**What you should do**
Produce an exact copy of all the data below, dropping every image.

**********

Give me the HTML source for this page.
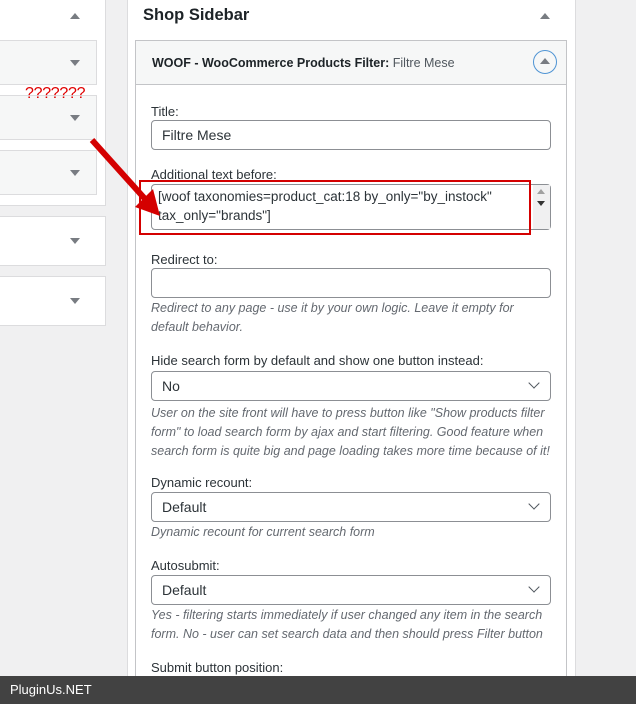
<!DOCTYPE html>
<html><head><meta charset="utf-8"><style>
*{box-sizing:border-box;margin:0;padding:0}
html,body{width:636px;height:704px;overflow:hidden}
body{background:#f0f0f1;font-family:"Liberation Sans",sans-serif;font-size:13px;color:#1d2327;position:relative}
.abs{position:absolute}
.wbox{position:absolute;background:#fff;border:1px solid #dcdcde}
.inner{position:absolute;background:#f6f7f7;border:1px solid #dcdcde}
.tri{position:absolute;width:0;height:0;border-left:5px solid transparent;border-right:5px solid transparent}
.dn{border-top:6px solid #787c82}
.up{border-bottom:6px solid #787c82}
.lbl{position:absolute;left:151px;font-size:13px;color:#2c3338}
.inp{position:absolute;left:151px;width:400px;height:30px;border:1px solid #8c8f94;border-radius:4px;background:#fff;padding:0 10px;line-height:28px;font-size:14px;color:#2c3338}
.desc{position:absolute;left:151px;width:400px;font-size:12.5px;font-style:italic;color:#646970;line-height:19px}
.chev{position:absolute;right:12px;top:7px;width:8px;height:8px;border-right:1.6px solid #50575e;border-bottom:1.6px solid #50575e;transform:rotate(45deg)}
</style></head><body>
<div class="wbox" style="left:-1px;top:-1px;width:107px;height:207px"></div>
<div class="tri up" style="left:70px;top:13px"></div>
<div class="inner" style="left:-1px;top:40px;width:98px;height:45px"></div>
<div class="tri dn" style="left:70px;top:60px"></div>
<div class="inner" style="left:-1px;top:95px;width:98px;height:45px"></div>
<div class="tri dn" style="left:70px;top:115px"></div>
<div class="inner" style="left:-1px;top:150px;width:98px;height:45px"></div>
<div class="tri dn" style="left:70px;top:170px"></div>
<div class="wbox" style="left:-1px;top:216px;width:107px;height:50px"></div>
<div class="tri dn" style="left:70px;top:238px"></div>
<div class="wbox" style="left:-1px;top:276px;width:107px;height:50px"></div>
<div class="tri dn" style="left:70px;top:298px"></div>
<div class="abs" style="left:25px;top:85px;color:#e00000;font-size:16px;letter-spacing:-0.3px">???????</div>

<div class="abs" style="left:127px;top:-1px;width:449px;height:705px;background:#fff;border-right:1px solid #dcdcde;border-left:1px solid #dcdcde"></div>
<div class="abs" style="left:143px;top:6px;font-size:16.5px;font-weight:bold;color:#1d2327">Shop Sidebar</div>
<div class="tri up" style="left:540px;top:13px"></div>
<div class="abs" style="left:135px;top:40px;width:432px;height:665px;border:1px solid #c3c4c7;background:#fff"></div>
<div class="abs" style="left:135px;top:40px;width:432px;height:45px;border:1px solid #c3c4c7;background:#f6f7f7"></div>
<div class="abs" style="left:152px;top:56px;font-size:12.5px;font-weight:bold;color:#1d2327">WOOF - WooCommerce Products Filter: <span style="font-weight:normal;color:#50575e">Filtre Mese</span></div>
<div class="abs" style="left:533px;top:50px;width:24px;height:24px;border:1.5px solid #4f94d4;border-radius:50%"></div>
<div class="tri up" style="left:540px;top:58px"></div>

<div class="lbl" style="top:104px">Title:</div>
<div class="inp" style="top:120px">Filtre Mese</div>
<div class="lbl" style="top:167px">Additional text before:</div>
<div class="inp" style="top:184px;height:46px;line-height:19px;padding:2px 20px 0 6px;font-size:13.5px">[woof taxonomies=product_cat:18 by_only="by_instock" tax_only="brands"]</div>
<div class="abs" style="left:533px;top:185px;width:17px;height:44px;background:#f0f0f1"></div>
<div class="tri up" style="left:537px;top:189px;border-bottom-color:#a0a0a0;border-left-width:4px;border-right-width:4px;border-bottom-width:5px"></div>
<div class="tri dn" style="left:537px;top:201px;border-top-color:#333;border-left-width:4px;border-right-width:4px;border-top-width:5px"></div>
<div class="abs" style="left:139px;top:180px;width:392px;height:55px;border:2px solid #d40000"></div>

<div class="lbl" style="top:252px">Redirect to:</div>
<div class="inp" style="top:268px"></div>
<div class="desc" style="top:299px">Redirect to any page - use it by your own logic. Leave it empty for default behavior.</div>
<div class="lbl" style="top:353px">Hide search form by default and show one button instead:</div>
<div class="inp" style="top:371px">No<span class="chev"></span></div>
<div class="desc" style="top:404px">User on the site front will have to press button like "Show products filter form" to load search form by ajax and start filtering. Good feature when search form is quite big and page loading takes more time because of it!</div>
<div class="lbl" style="top:475px">Dynamic recount:</div>
<div class="inp" style="top:492px">Default<span class="chev"></span></div>
<div class="desc" style="top:523px">Dynamic recount for current search form</div>
<div class="lbl" style="top:558px">Autosubmit:</div>
<div class="inp" style="top:575px">Default<span class="chev"></span></div>
<div class="desc" style="top:606px">Yes - filtering starts immediately if user changed any item in the search form. No - user can set search data and then should press Filter button</div>
<div class="lbl" style="top:660px">Submit button position:</div>

<svg class="abs" style="left:0;top:0" width="636" height="704"><line x1="92" y1="140" x2="146" y2="200" stroke="#d40000" stroke-width="6"/><polygon points="160,216 135,207 153,189" fill="#d40000"/></svg>

<div class="abs" style="left:0;top:676px;width:636px;height:28px;background:#424242;color:#fff;font-size:13px;padding:6px 10px">PluginUs.NET</div>
</body></html>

**********

**Written response**
Give me the HTML source for this page.
<!DOCTYPE html>
<html><head><meta charset="utf-8"><style>
*{box-sizing:border-box;margin:0;padding:0}
html,body{width:636px;height:704px;overflow:hidden}
body{background:#f0f0f1;font-family:"Liberation Sans",sans-serif;font-size:13px;color:#1d2327;position:relative}
.abs{position:absolute}
.wbox{position:absolute;background:#fff;border:1px solid #dcdcde}
.inner{position:absolute;background:#f6f7f7;border:1px solid #dcdcde}
.tri{position:absolute;width:0;height:0;border-left:5px solid transparent;border-right:5px solid transparent}
.dn{border-top:6px solid #787c82}
.up{border-bottom:6px solid #787c82}
.lbl{position:absolute;left:151px;font-size:13px;color:#2c3338}
.inp{position:absolute;left:151px;width:400px;height:30px;border:1px solid #8c8f94;border-radius:4px;background:#fff;padding:0 10px;line-height:28px;font-size:14px;color:#2c3338}
.desc{position:absolute;left:151px;width:400px;font-size:12.5px;font-style:italic;color:#646970;line-height:19px}
.chev{position:absolute;right:12px;top:7px;width:8px;height:8px;border-right:1.6px solid #50575e;border-bottom:1.6px solid #50575e;transform:rotate(45deg)}
</style></head><body>
<div class="wbox" style="left:-1px;top:-1px;width:107px;height:207px"></div>
<div class="tri up" style="left:70px;top:13px"></div>
<div class="inner" style="left:-1px;top:40px;width:98px;height:45px"></div>
<div class="tri dn" style="left:70px;top:60px"></div>
<div class="inner" style="left:-1px;top:95px;width:98px;height:45px"></div>
<div class="tri dn" style="left:70px;top:115px"></div>
<div class="inner" style="left:-1px;top:150px;width:98px;height:45px"></div>
<div class="tri dn" style="left:70px;top:170px"></div>
<div class="wbox" style="left:-1px;top:216px;width:107px;height:50px"></div>
<div class="tri dn" style="left:70px;top:238px"></div>
<div class="wbox" style="left:-1px;top:276px;width:107px;height:50px"></div>
<div class="tri dn" style="left:70px;top:298px"></div>
<div class="abs" style="left:25px;top:85px;color:#e00000;font-size:16px;letter-spacing:-0.3px">???????</div>

<div class="abs" style="left:127px;top:-1px;width:449px;height:705px;background:#fff;border-right:1px solid #dcdcde;border-left:1px solid #dcdcde"></div>
<div class="abs" style="left:143px;top:6px;font-size:16.5px;font-weight:bold;color:#1d2327">Shop Sidebar</div>
<div class="tri up" style="left:540px;top:13px"></div>
<div class="abs" style="left:135px;top:40px;width:432px;height:665px;border:1px solid #c3c4c7;background:#fff"></div>
<div class="abs" style="left:135px;top:40px;width:432px;height:45px;border:1px solid #c3c4c7;background:#f6f7f7"></div>
<div class="abs" style="left:152px;top:56px;font-size:12.5px;font-weight:bold;color:#1d2327">WOOF - WooCommerce Products Filter: <span style="font-weight:normal;color:#50575e">Filtre Mese</span></div>
<div class="abs" style="left:533px;top:50px;width:24px;height:24px;border:1.5px solid #4f94d4;border-radius:50%"></div>
<div class="tri up" style="left:540px;top:58px"></div>

<div class="lbl" style="top:104px">Title:</div>
<div class="inp" style="top:120px">Filtre Mese</div>
<div class="lbl" style="top:167px">Additional text before:</div>
<div class="inp" style="top:184px;height:46px;line-height:19px;padding:2px 20px 0 6px;font-size:13.5px">[woof taxonomies=product_cat:18 by_only="by_instock" tax_only="brands"]</div>
<div class="abs" style="left:533px;top:185px;width:17px;height:44px;background:#f0f0f1"></div>
<div class="tri up" style="left:537px;top:189px;border-bottom-color:#a0a0a0;border-left-width:4px;border-right-width:4px;border-bottom-width:5px"></div>
<div class="tri dn" style="left:537px;top:201px;border-top-color:#333;border-left-width:4px;border-right-width:4px;border-top-width:5px"></div>
<div class="abs" style="left:139px;top:180px;width:392px;height:55px;border:2px solid #d40000"></div>

<div class="lbl" style="top:252px">Redirect to:</div>
<div class="inp" style="top:268px"></div>
<div class="desc" style="top:299px">Redirect to any page - use it by your own logic. Leave it empty for default behavior.</div>
<div class="lbl" style="top:353px">Hide search form by default and show one button instead:</div>
<div class="inp" style="top:371px">No<span class="chev"></span></div>
<div class="desc" style="top:404px">User on the site front will have to press button like "Show products filter form" to load search form by ajax and start filtering. Good feature when search form is quite big and page loading takes more time because of it!</div>
<div class="lbl" style="top:475px">Dynamic recount:</div>
<div class="inp" style="top:492px">Default<span class="chev"></span></div>
<div class="desc" style="top:523px">Dynamic recount for current search form</div>
<div class="lbl" style="top:558px">Autosubmit:</div>
<div class="inp" style="top:575px">Default<span class="chev"></span></div>
<div class="desc" style="top:606px">Yes - filtering starts immediately if user changed any item in the search form. No - user can set search data and then should press Filter button</div>
<div class="lbl" style="top:660px">Submit button position:</div>

<svg class="abs" style="left:0;top:0" width="636" height="704"><line x1="92" y1="140" x2="146" y2="200" stroke="#d40000" stroke-width="6"/><polygon points="160,216 135,207 153,189" fill="#d40000"/></svg>

<div class="abs" style="left:0;top:676px;width:636px;height:28px;background:#424242;color:#fff;font-size:13px;padding:6px 10px">PluginUs.NET</div>
</body></html>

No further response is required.